Miles O'Brien was sorely missed.
He had the expertise to describe in detail what happens at mission control and the technical aspects that go into this adventure.
Anderson is a field reporter and a good one, but he cannot substitute for someone who is an expert in the field.
This is part of CNN's problem.
They rely on one person to be the flagship for the entire station and in the end it will fail, it is in part, failing now.

Anonymous said...

@Anon 1:16 To take nothing away from Miles O'Brien - what I liked about today's coverage was that it wasn't all technical and for space geeks. This launch was more of an historical moment and I thought John and Cady provided good background information and some technical information was given by mission control; but I enjoyed the coverage because it was explained in layman's terms. I thought Cady was wonderfully descriptive, John added good factual information; and Anderson asked great questions and helped you feel like you were experiencing the launch for the first time along with him.

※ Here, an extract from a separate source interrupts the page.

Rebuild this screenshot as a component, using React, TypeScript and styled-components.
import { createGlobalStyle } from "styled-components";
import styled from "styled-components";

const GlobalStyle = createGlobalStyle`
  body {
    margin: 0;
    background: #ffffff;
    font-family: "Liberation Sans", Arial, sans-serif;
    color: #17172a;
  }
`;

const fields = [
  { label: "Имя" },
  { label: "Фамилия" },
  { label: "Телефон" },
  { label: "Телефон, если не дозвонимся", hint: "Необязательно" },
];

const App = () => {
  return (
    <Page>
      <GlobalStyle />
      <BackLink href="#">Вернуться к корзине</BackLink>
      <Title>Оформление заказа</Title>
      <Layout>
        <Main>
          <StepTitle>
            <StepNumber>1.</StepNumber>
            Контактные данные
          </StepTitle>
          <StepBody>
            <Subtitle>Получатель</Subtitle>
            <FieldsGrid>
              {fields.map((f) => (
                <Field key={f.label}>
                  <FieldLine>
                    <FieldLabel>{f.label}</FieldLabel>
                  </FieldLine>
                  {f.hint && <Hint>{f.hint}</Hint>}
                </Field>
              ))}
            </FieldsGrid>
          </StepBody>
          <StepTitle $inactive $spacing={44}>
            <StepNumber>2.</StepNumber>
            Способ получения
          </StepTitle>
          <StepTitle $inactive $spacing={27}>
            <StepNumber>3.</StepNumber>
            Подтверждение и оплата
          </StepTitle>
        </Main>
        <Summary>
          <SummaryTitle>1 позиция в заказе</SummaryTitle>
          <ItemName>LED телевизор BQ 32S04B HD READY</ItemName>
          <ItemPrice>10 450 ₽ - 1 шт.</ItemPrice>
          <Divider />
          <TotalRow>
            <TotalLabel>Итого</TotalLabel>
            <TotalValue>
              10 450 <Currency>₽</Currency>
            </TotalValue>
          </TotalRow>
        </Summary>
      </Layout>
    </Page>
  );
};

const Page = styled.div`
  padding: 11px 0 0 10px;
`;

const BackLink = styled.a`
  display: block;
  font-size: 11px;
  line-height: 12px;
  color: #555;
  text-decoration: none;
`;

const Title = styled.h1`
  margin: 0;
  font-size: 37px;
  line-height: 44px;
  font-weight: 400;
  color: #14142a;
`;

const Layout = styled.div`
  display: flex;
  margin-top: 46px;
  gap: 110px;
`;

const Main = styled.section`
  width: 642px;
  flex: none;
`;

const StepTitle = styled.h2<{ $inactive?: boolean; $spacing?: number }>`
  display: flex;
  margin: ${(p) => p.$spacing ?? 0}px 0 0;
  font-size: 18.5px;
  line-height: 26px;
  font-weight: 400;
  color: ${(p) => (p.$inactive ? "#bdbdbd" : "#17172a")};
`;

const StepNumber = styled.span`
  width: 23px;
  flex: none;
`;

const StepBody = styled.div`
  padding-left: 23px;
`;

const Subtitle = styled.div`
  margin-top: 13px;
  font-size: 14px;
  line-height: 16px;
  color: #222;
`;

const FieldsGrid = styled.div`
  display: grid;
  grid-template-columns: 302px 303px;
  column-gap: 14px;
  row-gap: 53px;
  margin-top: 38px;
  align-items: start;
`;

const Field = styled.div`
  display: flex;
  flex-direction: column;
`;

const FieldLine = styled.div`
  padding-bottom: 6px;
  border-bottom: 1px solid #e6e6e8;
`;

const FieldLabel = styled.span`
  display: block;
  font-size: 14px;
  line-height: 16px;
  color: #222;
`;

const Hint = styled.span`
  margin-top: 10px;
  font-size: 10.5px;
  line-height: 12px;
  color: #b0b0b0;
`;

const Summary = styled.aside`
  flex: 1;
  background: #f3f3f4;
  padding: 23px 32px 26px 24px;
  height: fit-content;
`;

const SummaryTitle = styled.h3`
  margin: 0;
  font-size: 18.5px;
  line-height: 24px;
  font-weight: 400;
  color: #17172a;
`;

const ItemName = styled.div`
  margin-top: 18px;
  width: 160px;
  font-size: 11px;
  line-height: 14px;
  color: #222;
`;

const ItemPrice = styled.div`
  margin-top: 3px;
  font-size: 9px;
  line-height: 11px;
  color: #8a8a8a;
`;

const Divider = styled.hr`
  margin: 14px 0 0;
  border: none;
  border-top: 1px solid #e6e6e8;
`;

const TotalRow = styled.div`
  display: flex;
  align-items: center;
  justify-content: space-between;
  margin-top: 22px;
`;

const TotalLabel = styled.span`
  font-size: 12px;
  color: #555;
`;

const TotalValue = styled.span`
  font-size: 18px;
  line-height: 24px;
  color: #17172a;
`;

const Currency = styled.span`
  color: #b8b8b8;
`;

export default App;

In my opinion - technical experts aren't always the best ones to reach a wide audience.

sydney said...

I really like that first behind the scenes photo. He really looks tickled to be there. And who can blame him?

judy said...

The NYTimes reported on the mission and quoted AC as saying that, and I'm paraphrasing: "The rocket was about to tear a hole in the sky."
Both John Zarrella and Miles O'Brien, who now is reporting for PBS,
said that NASA was never good at promoting the space program and the astronauts were over protected.
Miles O'Brien said it was hard to sell science to news organizations.
Possibly a reference to his sudden dismissal at CNN.
Anything on an intellectual scale was a hard sell for Jon Klein.
After all. He's the one who gave us Piers Morgan to relish.

Patty said...

I was there, standing right there watching the interview from the ground. :) But I am so sad that Anderson didn't come down to the NASATweetup tent to say hi to all of us!